Kaldı ki, abdalların önemli bir bölümü o yıllarda, ışık hareketinin, Babai taşkınlıklarının neredeyse birer fedaisi durumundaydı. Sadece Selçuklu döneminde on iki Babai isyanı vardır ve bunların hepsinde de sayısız insanın kanı dökülmüştür. Sevgili Yazarımız, Açıp Ahmet Yaşar Ocak’ın “Babai İsyanları” isimli eserine birazcık baksaydı böyle imrendirici hayali bir tabloyu ortaya koymazdı.  Baba Resul denilen şahıs, kendisinin peygamber olduğunu iddia etmekle de kalmıyor; etrafına topladığı, tamamına yakını Pala’nın mitleştirdiği abdallardan oluşan adamlarına; “Tanrıyla görüştüm bize zafer vaat etti”, diyerek Selçuklu’ya karşı isyan hareketini başlatır. Tabii, aldatmacası tutmayıp da büyük kayıp verince; adamlarına karşı inandırıcılığını korumak için yükü Tanrı’ya atar ve  “Ne yaptın Tanrım, uyuyor muydun yoksa bizi bu hale getirdin”, gibi ipe sapa gelmez sözler eder. Efsaneler hiçbir zaman tarihin realitesine ortadan kaldırmaz. Aydına düşen görev bu ikisi arasındaki seçimi yaparken sağlıklı düşünebilmesidir. Kaldı ki, dinin özünde de insanlara sağlanan böyle olağanüstü imtiyazlar yoktur. Kur’an’da Hz. Peygambere bile böyle bir olağandışı şans verilmemiştir. Yukarıdaki ayette işaret ettiğimiz gibi;  “Sen sadece tebliğcisin, onun dışındaki görevinde diğer insanlardan farklı değilsin”, buyurulmaktadır.

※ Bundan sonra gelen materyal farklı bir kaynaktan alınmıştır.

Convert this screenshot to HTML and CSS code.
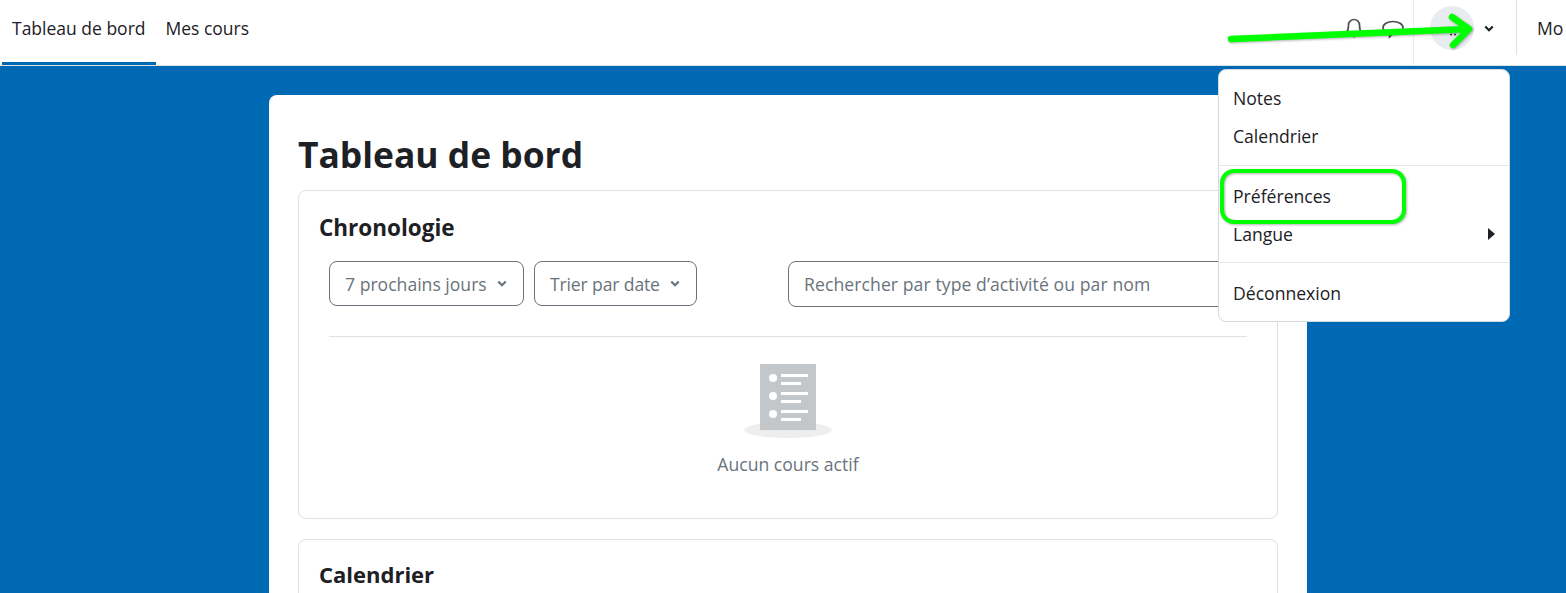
FILE: index.html
```html
<!DOCTYPE html>
<html lang="fr">
<head>
<meta charset="utf-8">
<title>Tableau de bord</title>
<link rel="stylesheet" href="styles.css">
</head>
<body>
<header class="navbar">
  <nav class="primary">
    <a class="tab active">Tableau de bord</a>
    <a class="tab">Mes cours</a>
  </nav>
  <div class="tools">
    <svg class="ico bell" viewBox="0 0 20 24" width="20" height="24"><path d="M2.500 17c1.500-2 2-4 2-8a5.500 5.500 0 0 1 11 0c0 4 .5 6 2 8z" fill="none" stroke="#4b5157" stroke-width="1.700"/><circle cx="10" cy="20" r="1.500" fill="#4b5157"/></svg>
    <svg class="ico chat" viewBox="0 0 24 24" width="24" height="24"><path d="M12 3.500c5.500 0 10 2.500 10 6s-4.500 6-10 6l-3.500 3.500v-4C4.500 14 2 12 2 9.500c0-3.500 4.500-6 10-6z" fill="none" stroke="#4b5157" stroke-width="1.700"/></svg>
    <div class="user">
      <span class="avatar"></span>
      <svg class="caret" viewBox="0 0 12 8" width="10" height="7"><path d="M1.500 1.500 6 6l4.500-4.500" fill="none" stroke="#1d2125" stroke-width="2.600"/></svg>
    </div>
    <div class="edit">Mo</div>
  </div>
</header>

<main class="page">
  <section class="main-card">
    <h1 class="title">Tableau de bord</h1>
    <article class="block timeline">
      <h2 class="block-title">Chronologie</h2>
      <div class="filters">
        <button class="select days">7 prochains jours<svg class="chev" viewBox="0 0 12 8" width="10" height="7"><path d="M1.500 1.500 6 6l4.500-4.500" fill="none" stroke="#6a737b" stroke-width="2.600"/></svg></button>
        <button class="select sort">Trier par date<svg class="chev" viewBox="0 0 12 8" width="10" height="7"><path d="M1.500 1.500 6 6l4.500-4.500" fill="none" stroke="#6a737b" stroke-width="2.600"/></svg></button>
        <div class="search">Rechercher par type d’activité ou par nom</div>
      </div>
      <hr class="rule">
      <div class="empty">
        <svg class="empty-ico" viewBox="0 0 88 76" width="88" height="76">
          <ellipse cx="44" cy="66" rx="44" ry="8" fill="#eeeeef"/>
          <rect x="16" y="0" width="56" height="66" fill="#c4c7ca"/>
          <g fill="#fff">
            <circle cx="29" cy="14" r="4"/><rect x="37" y="10" width="27" height="3"/><rect x="37" y="18" width="20" height="3"/>
            <circle cx="29" cy="32" r="4"/><rect x="37" y="28" width="27" height="3"/><rect x="37" y="36" width="20" height="3"/>
            <circle cx="29" cy="50" r="4"/><rect x="37" y="46" width="27" height="3"/><rect x="37" y="54" width="20" height="3"/>
          </g>
        </svg>
        <p class="empty-text">Aucun cours actif</p>
      </div>
    </article>
    <article class="block calendar">
      <h2 class="block-title">Calendrier</h2>
    </article>
  </section>
</main>

<div class="menu">
  <div class="menu-group">
    <a class="item">Notes</a>
    <a class="item">Calendrier</a>
  </div>
  <div class="menu-group">
    <a class="item">Préférences</a>
    <a class="item lang">Langue<span class="arrow"></span></a>
  </div>
  <div class="menu-group">
    <a class="item">Déconnexion</a>
  </div>
</div>

<svg class="annot-arrow" viewBox="0 0 260 50" width="260" height="50">
  <path d="M224 26.500h2M228 26.500h2" fill="none" stroke="#333" stroke-width="1.500"/>
  <path d="M5 31 L242 21 M226 9 L243 21 L227 37" fill="none" stroke="#00ff00" stroke-width="6.500" stroke-linecap="round" stroke-linejoin="round"/>
</svg>
<div class="annot-box"></div>
</body>
</html>
```

FILE: styles.css
```css
* { box-sizing: border-box; }
html, body { height: 100%; }
body {
  margin: 0;
  overflow: hidden;
  background: #0069b4;
  color: #1d2125;
  font-family: "Open Sans", "Noto Sans", sans-serif;
  font-size: 17.6px;
}
.navbar {
  height: 66px;
  background: #fff;
  border-bottom: 1px solid #dee2e6;
  display: flex;
  justify-content: space-between;
  overflow: hidden;
}
.primary { display: flex; padding-left: 2px; height: 65px; }
.tab {
  padding: 0 10px;
  line-height: 57px;
  height: 65px;
  border-bottom: 3px solid transparent;
  font-size: 17.5px;
  white-space: nowrap;
}
.tab.active { border-bottom-color: #0069b4; }
.tools { display: flex; align-items: flex-start; width: 240px; flex: none; overflow: hidden; }
.ico { flex: none; margin-top: 16px; }
.bell { margin-left: 18px; }
.chat { margin-left: 17px; margin-top: 18px; }
.user {
  margin-left: 8px;
  width: 103px;
  height: 65px;
  border-left: 1px solid #e6ecf1;
  display: flex;
  padding-left: 16px;
  flex: none;
}
.avatar { width: 44px; height: 44px; border-radius: 50%; background: #e9ecef; margin-top: 6px; flex: none; }
.caret { margin: 25px 0 0 10px; flex: none; }
.edit {
  flex: none;
  height: 55px;
  border-left: 1px solid #dee2e6;
  padding-left: 20px;
  line-height: 57px;
  white-space: nowrap;
}
.page { padding: 29px 0 0 269px; }
.main-card {
  width: 1038px;
  height: 600px;
  background: #fff;
  border-radius: 8px 8px 0 0;
  padding: 32px 29px 0;
}
.title { margin: 0 0 9px; font-size: 35.4px; line-height: 54px; font-weight: 700; }
.block {
  border: 1px solid #dee2e6;
  border-radius: 8px;
  padding: 20px;
}
.timeline { height: 329px; margin-bottom: 20px; padding-top: 22px; }
.timeline .block-title { font-size: 22.5px; }
.block-title { margin: 0; font-size: 22px; line-height: 30px; font-weight: 700; }
.filters { display: flex; margin: 18px 10px 0; gap: 10px; width: 917px; }
.select {
  height: 45px;
  border: 1px solid #6a737b;
  border-radius: 8px;
  background: #fff;
  color: #6a737b;
  font: inherit;
  padding: 0 15px;
  display: flex;
  align-items: center;
  gap: 10px;
  white-space: nowrap;
}
.days { width: 195px; }
.sort { width: 163px; letter-spacing: -.15px; }
.search {
  margin-left: 81px;
  flex: 1;
  height: 46px;
  border: 1px solid #6a737b;
  border-radius: 8px;
  color: #6a737b;
  padding: 0 15px;
  line-height: 44px;
  letter-spacing: .08px;
  white-space: nowrap;
}
.rule { border: 0; border-top: 1px solid #dee2e6; margin: 29px 10px 0; width: 918px; }
.empty { display: flex; flex-direction: column; align-items: center; margin-top: 27px; color: #6a737b; width: 938px; }
.empty-text { margin: 11px 0 0; line-height: 26px; }
.calendar { height: 100px; padding-top: 19px; }
.menu {
  position: absolute;
  left: 1218px;
  top: 69px;
  width: 292px;
  height: 253px;
  background: #fff;
  border: 1px solid #d5d8dc;
  border-radius: 8px;
  padding-top: 8px;
}
.menu-group { padding-bottom: 10px; border-bottom: 1px solid #e6e8eb; margin-bottom: 10px; }
.menu-group:first-child { padding-bottom: 11px; }
.menu-group:last-child { border-bottom: 0; margin-bottom: 0; }
.item { display: flex; justify-content: space-between; align-items: center; height: 38px; padding: 2px 14px 0; }
.arrow { width: 0; height: 0; border-left: 7px solid #1d2125; border-top: 6px solid transparent; border-bottom: 6px solid transparent; }
.annot-arrow { position: absolute; left: 1226px; top: 8px; filter: drop-shadow(1px 1px 1px rgba(0, 0, 0, .3)); }
.annot-box {
  position: absolute;
  left: 1220px;
  top: 169px;
  width: 186px;
  height: 55px;
  border: 4px solid #00ff00;
  border-radius: 14px;
  filter: drop-shadow(1px 1px 1px rgba(0, 0, 0, .3));
}
```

Bu tür eserler, tasavvuf kültürünü yozlaştırmakla kalmaz, tahrip de eder. Bir kısım yazarın tasavvufu malzeme yapıp para kazanırken ortaya sergiledikleri hümanist hezeyanına paralel olarak “Od”la mistik bir çözülüşün kapısı aralanmamalıdır.

Hurafe, her dönemde cahilin inancını besleyen ana gıdasıdır. Çünkü buradan kendini kurtaracağını sandığı birçok malzemeyi bizzat kendisi üretir. İskender Pala’nın da burada yaptığı bu ilkel düşünceyi meşruiyet sınırları içine çekme gayreti midir bilemiyorum? İmanındaki hassasiyetine inandığım bir Yazar’ın, romanın hatırı için dini batıla gömmesin diye düşündüm ve bu dikkat noktalarına kendisinin ilgisini çekerek okuyucusuna da bu roman konusunda biraz daha duyarlı yaklaşmasını sağlayacak bir hatırlatma yapmak istedim.